Ann Althouse said...

They were a brilliant lime green, very tight, and had little slits at the bottom. They only came about three-quarters of the way down my calves. I stared at myself in the back hall mirror in a kind of confused disbelief. I looked like Barbara Stanwyck in Double Indemnity.

“This can’t be right, Mom,” I said. “These are Betty’s old Capri pants, aren’t they?”

“No, honey,” my mom replied soothingly. “They’re pirate pants. They’re very fashionable. I believe Kookie Kookson wears them on 77 Sunset Strip.”

Kookson, a munificently coiffed star on this popular weekly television show, was a hero to me, and indeed to most people who liked interestingly arranged hair, and he was capable of endearingly strange things, that’s for sure. That’s why they called him Kookie. Even so, this didn’t feel right.

“I don’t think he can, Mom. Because these are girls’ pants.”

“He does, honey.”

“Do you swear to God?”

“Oom,” she said distractedly. “You watch this week.
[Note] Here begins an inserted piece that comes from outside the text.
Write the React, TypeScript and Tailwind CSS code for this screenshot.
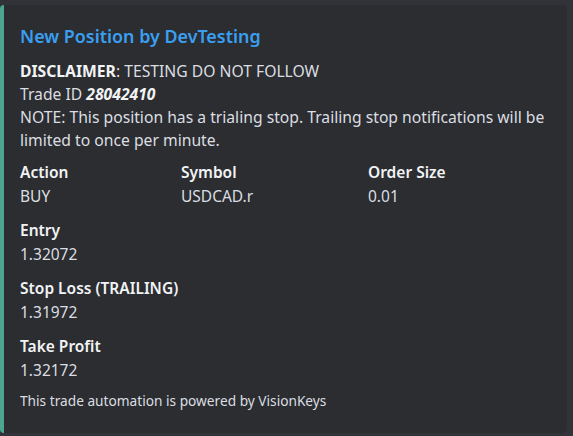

I’m sure he does.”

“But do you swear to God?”

“Oom,” she said again.

Joe said...

I read an article on Pelzer, which included portions of an interview. It also included interviews with his brother and grandmother. It became painfully apparent that Pelzer is on the extreme edge of Narcissistic Personality Disorder (and like all NPDs, he's a sociopath.) Once you see this and understand NPD, the entire "story" begins to make sense, but not in the way Pelzer intended. Major point being that his family, especially his mother, were HIS victims, not the other way around.

Sam L. said...

It's enough to just hear about it to know I don't want to read it.

Bryson, now, I've read, but don't appreciate. He just puts me off.

prairie wind said...

Even as a work of fiction Pelzer's book stinks. Middle school English teachers still insist it is profound, though.

Crunchy Frog said...

A Cousin Called "Itt"

Unknown said...

I love Bryson but a little goes a long way. Loved A Walk in the Woods and A Short History of Nearly Everything but when I've tried to read a couple of his others I couldn't get through them.

TJIC said...

> like all NPDs, he's a sociopath

According to the DSM, NPD and sociopathy are related but distinct disorders; the list of criteria overlaps only partially.

I know this because I dug into it once, wondering "is acquaintance X a psychopath?", and came away an hour later realizing the answer is "no, but he needs 7 out of 11 to be a narcissist, and he's got 10 out of 11".

Joe said...

TJIC, you are technically correct, but many of us who have spent time studying this (in may due to being married to someone with a cluster 'B' personality) it's distinction without a difference. Much Borderline and Narcissistic behavior is often indistinguishable from sociopathic behavior. I've grown convinced that they ultimately are all simply manifestations of an inability to feel empathy.

However, I should have said that like many NPDs, he's a sociopath.